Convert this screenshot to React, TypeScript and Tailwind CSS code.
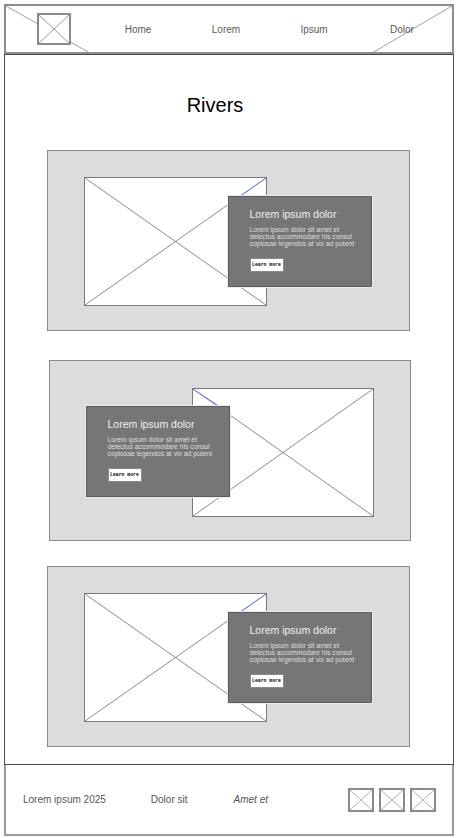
import React from "react";

const font = { fontFamily: '"Liberation Sans", Arial, sans-serif' };

function Placeholder({
  className,
  blue,
}: {
  className: string;
  blue?: [number, number, number, number];
}) {
  return (
    <div className={"relative bg-white border border-[#7a7a7a] " + className}>
      <svg
        className="absolute inset-0 w-full h-full"
        viewBox="0 0 100 100"
        preserveAspectRatio="none"
      >
        <line x1="0" y1="0" x2="100" y2="100" stroke="#6f6f6f" strokeWidth="0.8" vectorEffect="non-scaling-stroke" />
        <line x1="100" y1="0" x2="0" y2="100" stroke="#6f6f6f" strokeWidth="0.8" vectorEffect="non-scaling-stroke" />
        {blue && (
          <line
            x1={blue[0]}
            y1={blue[1]}
            x2={blue[2]}
            y2={blue[3]}
            stroke="#6b7cff"
            strokeWidth="1"
            vectorEffect="non-scaling-stroke"
          />
        )}
      </svg>
    </div>
  );
}

function Overlay({ className }: { className: string }) {
  return (
    <div
      className={
        "absolute bg-[#767676] border border-[#5c5c5c] outline outline-1 outline-[#ececec] pl-[21px] pt-[11px] " +
        className
      }
    >
      <div className="text-[10.5px] leading-[12px] text-[#f0f0f0]">Lorem ipsum dolor</div>
      <div className="mt-[6px] text-[6.8px] leading-[7.2px] text-[#dedede]">
        Lorem ipsum dolor sit amet et
        <br />
        delectus accommodare his consul
        <br />
        copiosae legendos at vix ad putent
      </div>
      <div
        className="mt-[10px] w-[34px] h-[14px] bg-white border border-[#8a8a8a] flex items-center justify-center text-[4.8px] font-bold text-black"
        style={{ fontFamily: '"Liberation Mono", "DejaVu Sans Mono", monospace' }}
      >
        Learn more
      </div>
    </div>
  );
}

function SmallIcon({ className }: { className?: string }) {
  return (
    <div className={"relative w-[26px] h-[24px] border-2 border-[#8a8a8a] " + (className ?? "")}>
      <svg className="absolute inset-0 w-full h-full" viewBox="0 0 100 100" preserveAspectRatio="none">
        <line x1="0" y1="0" x2="100" y2="100" stroke="#b0b0b0" strokeWidth="1" vectorEffect="non-scaling-stroke" />
        <line x1="100" y1="0" x2="0" y2="100" stroke="#b0b0b0" strokeWidth="1" vectorEffect="non-scaling-stroke" />
      </svg>
    </div>
  );
}

export default function App() {
  return (
    <div className="w-[458px] h-[838px] bg-white pt-[4px] px-[4px]" style={font}>
      {/* Header */}
      <header className="relative h-[50px] border-2 border-[#8c8c8c] flex items-center">
        <svg className="absolute inset-0 w-full h-full pointer-events-none" viewBox="0 0 446 46" preserveAspectRatio="none">
          <line x1="0" y1="0" x2="84" y2="47" stroke="#a0a0a0" strokeWidth="1" />
          <line x1="446" y1="0" x2="366" y2="47" stroke="#a0a0a0" strokeWidth="1" />
        </svg>
        <div className="ml-[31px] relative w-[34px] h-[32px] border-2 border-[#8a8a8a] bg-white">
          <svg className="absolute inset-0 w-full h-full" viewBox="0 0 100 100" preserveAspectRatio="none">
            <line x1="0" y1="0" x2="100" y2="100" stroke="#9a9a9a" strokeWidth="1" vectorEffect="non-scaling-stroke" />
            <line x1="100" y1="0" x2="0" y2="100" stroke="#9a9a9a" strokeWidth="1" vectorEffect="non-scaling-stroke" />
          </svg>
        </div>
        <nav className="ml-[23px] flex text-[10px] text-[#5a5a5a] relative">
          <span className="w-[88px] text-center">Home</span>
          <span className="w-[88px] text-center">Lorem</span>
          <span className="w-[88px] text-center">Ipsum</span>
          <span className="w-[88px] text-center">Dolor</span>
        </nav>
      </header>

      {/* Main */}
      <main className="h-[711px] border border-[#4a4a4a] flex flex-col items-center">
        <h1 className="mt-[38px] text-[20px] leading-[24px] text-black ml-[-28px]">Rivers</h1>

        <section className="mt-[33px] ml-[-2px] relative w-[363px] h-[181px] bg-[#dcdcdc] border border-[#8a8a8a]">
          <Placeholder className="absolute left-[36px] top-[26px] w-[183px] h-[129px]" blue={[100, 0, 85, 15]} />
          <Overlay className="left-[180px] top-[45px] w-[144px] h-[91px]" />
        </section>

        <section className="mt-[29px] ml-[1px] relative w-[362px] h-[181px] bg-[#dcdcdc] border border-[#8a8a8a]">
          <Placeholder className="absolute left-[142px] top-[27px] w-[182px] h-[129px]" blue={[0, 0, 15, 14]} />
          <Overlay className="left-[36px] top-[45px] w-[144px] h-[91px]" />
        </section>

        <section className="mt-[25px] ml-[-2px] relative w-[363px] h-[181px] bg-[#dcdcdc] border border-[#8a8a8a]">
          <Placeholder className="absolute left-[36px] top-[26px] w-[183px] h-[129px]" blue={[100, 0, 85, 15]} />
          <Overlay className="left-[180px] top-[45px] w-[144px] h-[91px]" />
        </section>
      </main>

      {/* Footer */}
      <footer className="h-[71px] border-2 border-t-0 border-[#9a9a9a] flex items-center text-[10px] text-[#555]">
        <span className="ml-[17px]">Lorem ipsum 2025</span>
        <span className="ml-[45px]">Dolor sit</span>
        <span className="ml-[46px] italic">Amet et</span>
        <div className="ml-auto mr-[16px] flex gap-[5px]">
          <SmallIcon />
          <SmallIcon />
          <SmallIcon />
        </div>
      </footer>
    </div>
  );
}
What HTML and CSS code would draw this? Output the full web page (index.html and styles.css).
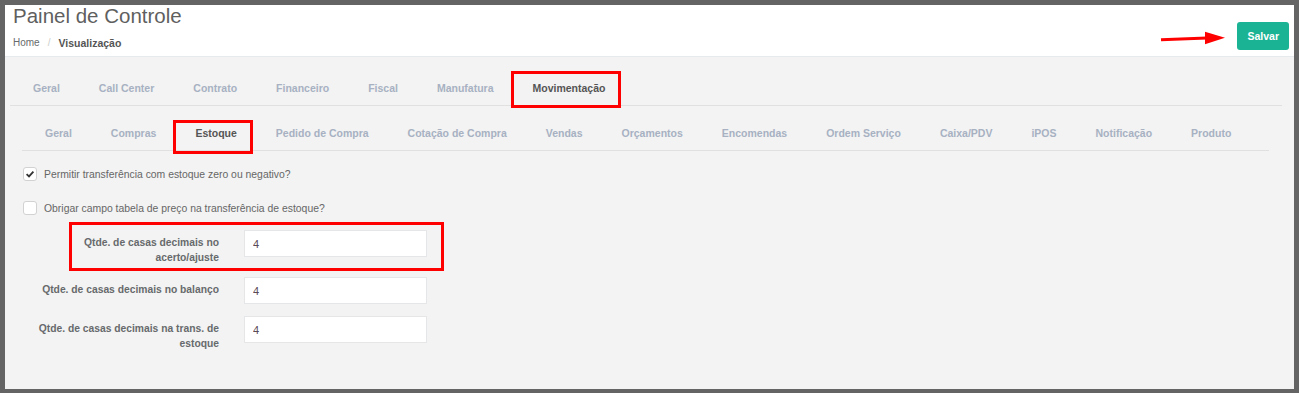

DESCRIPTION OF THE TASK: Leave out the pictures and output every record above precisely as given.

PROBLEM SOLUTION:
Convert this screenshot to React, TypeScript and Tailwind CSS code.
import React from "react";

const font = { fontFamily: '"Liberation Sans", Arial, sans-serif' };

function Placeholder({
  className,
  blue,
}: {
  className: string;
  blue?: [number, number, number, number];
}) {
  return (
    <div className={"relative bg-white border border-[#7a7a7a] " + className}>
      <svg
        className="absolute inset-0 w-full h-full"
        viewBox="0 0 100 100"
        preserveAspectRatio="none"
      >
        <line x1="0" y1="0" x2="100" y2="100" stroke="#6f6f6f" strokeWidth="0.8" vectorEffect="non-scaling-stroke" />
        <line x1="100" y1="0" x2="0" y2="100" stroke="#6f6f6f" strokeWidth="0.8" vectorEffect="non-scaling-stroke" />
        {blue && (
          <line
            x1={blue[0]}
            y1={blue[1]}
            x2={blue[2]}
            y2={blue[3]}
            stroke="#6b7cff"
            strokeWidth="1"
            vectorEffect="non-scaling-stroke"
          />
        )}
      </svg>
    </div>
  );
}

function Overlay({ className }: { className: string }) {
  return (
    <div
      className={
        "absolute bg-[#767676] border border-[#5c5c5c] outline outline-1 outline-[#ececec] pl-[21px] pt-[11px] " +
        className
      }
    >
      <div className="text-[10.5px] leading-[12px] text-[#f0f0f0]">Lorem ipsum dolor</div>
      <div className="mt-[6px] text-[6.8px] leading-[7.2px] text-[#dedede]">
        Lorem ipsum dolor sit amet et
        <br />
        delectus accommodare his consul
        <br />
        copiosae legendos at vix ad putent
      </div>
      <div
        className="mt-[10px] w-[34px] h-[14px] bg-white border border-[#8a8a8a] flex items-center justify-center text-[4.8px] font-bold text-black"
        style={{ fontFamily: '"Liberation Mono", "DejaVu Sans Mono", monospace' }}
      >
        Learn more
      </div>
    </div>
  );
}

function SmallIcon({ className }: { className?: string }) {
  return (
    <div className={"relative w-[26px] h-[24px] border-2 border-[#8a8a8a] " + (className ?? "")}>
      <svg className="absolute inset-0 w-full h-full" viewBox="0 0 100 100" preserveAspectRatio="none">
        <line x1="0" y1="0" x2="100" y2="100" stroke="#b0b0b0" strokeWidth="1" vectorEffect="non-scaling-stroke" />
        <line x1="100" y1="0" x2="0" y2="100" stroke="#b0b0b0" strokeWidth="1" vectorEffect="non-scaling-stroke" />
      </svg>
    </div>
  );
}

export default function App() {
  return (
    <div className="w-[458px] h-[838px] bg-white pt-[4px] px-[4px]" style={font}>
      {/* Header */}
      <header className="relative h-[50px] border-2 border-[#8c8c8c] flex items-center">
        <svg className="absolute inset-0 w-full h-full pointer-events-none" viewBox="0 0 446 46" preserveAspectRatio="none">
          <line x1="0" y1="0" x2="84" y2="47" stroke="#a0a0a0" strokeWidth="1" />
          <line x1="446" y1="0" x2="366" y2="47" stroke="#a0a0a0" strokeWidth="1" />
        </svg>
        <div className="ml-[31px] relative w-[34px] h-[32px] border-2 border-[#8a8a8a] bg-white">
          <svg className="absolute inset-0 w-full h-full" viewBox="0 0 100 100" preserveAspectRatio="none">
            <line x1="0" y1="0" x2="100" y2="100" stroke="#9a9a9a" strokeWidth="1" vectorEffect="non-scaling-stroke" />
            <line x1="100" y1="0" x2="0" y2="100" stroke="#9a9a9a" strokeWidth="1" vectorEffect="non-scaling-stroke" />
          </svg>
        </div>
        <nav className="ml-[23px] flex text-[10px] text-[#5a5a5a] relative">
          <span className="w-[88px] text-center">Home</span>
          <span className="w-[88px] text-center">Lorem</span>
          <span className="w-[88px] text-center">Ipsum</span>
          <span className="w-[88px] text-center">Dolor</span>
        </nav>
      </header>

      {/* Main */}
      <main className="h-[711px] border border-[#4a4a4a] flex flex-col items-center">
        <h1 className="mt-[38px] text-[20px] leading-[24px] text-black ml-[-28px]">Rivers</h1>

        <section className="mt-[33px] ml-[-2px] relative w-[363px] h-[181px] bg-[#dcdcdc] border border-[#8a8a8a]">
          <Placeholder className="absolute left-[36px] top-[26px] w-[183px] h-[129px]" blue={[100, 0, 85, 15]} />
          <Overlay className="left-[180px] top-[45px] w-[144px] h-[91px]" />
        </section>

        <section className="mt-[29px] ml-[1px] relative w-[362px] h-[181px] bg-[#dcdcdc] border border-[#8a8a8a]">
          <Placeholder className="absolute left-[142px] top-[27px] w-[182px] h-[129px]" blue={[0, 0, 15, 14]} />
          <Overlay className="left-[36px] top-[45px] w-[144px] h-[91px]" />
        </section>

        <section className="mt-[25px] ml-[-2px] relative w-[363px] h-[181px] bg-[#dcdcdc] border border-[#8a8a8a]">
          <Placeholder className="absolute left-[36px] top-[26px] w-[183px] h-[129px]" blue={[100, 0, 85, 15]} />
          <Overlay className="left-[180px] top-[45px] w-[144px] h-[91px]" />
        </section>
      </main>

      {/* Footer */}
      <footer className="h-[71px] border-2 border-t-0 border-[#9a9a9a] flex items-center text-[10px] text-[#555]">
        <span className="ml-[17px]">Lorem ipsum 2025</span>
        <span className="ml-[45px]">Dolor sit</span>
        <span className="ml-[46px] italic">Amet et</span>
        <div className="ml-auto mr-[16px] flex gap-[5px]">
          <SmallIcon />
          <SmallIcon />
          <SmallIcon />
        </div>
      </footer>
    </div>
  );
}
What HTML and CSS code would draw this? Output the full web page (index.html and styles.css).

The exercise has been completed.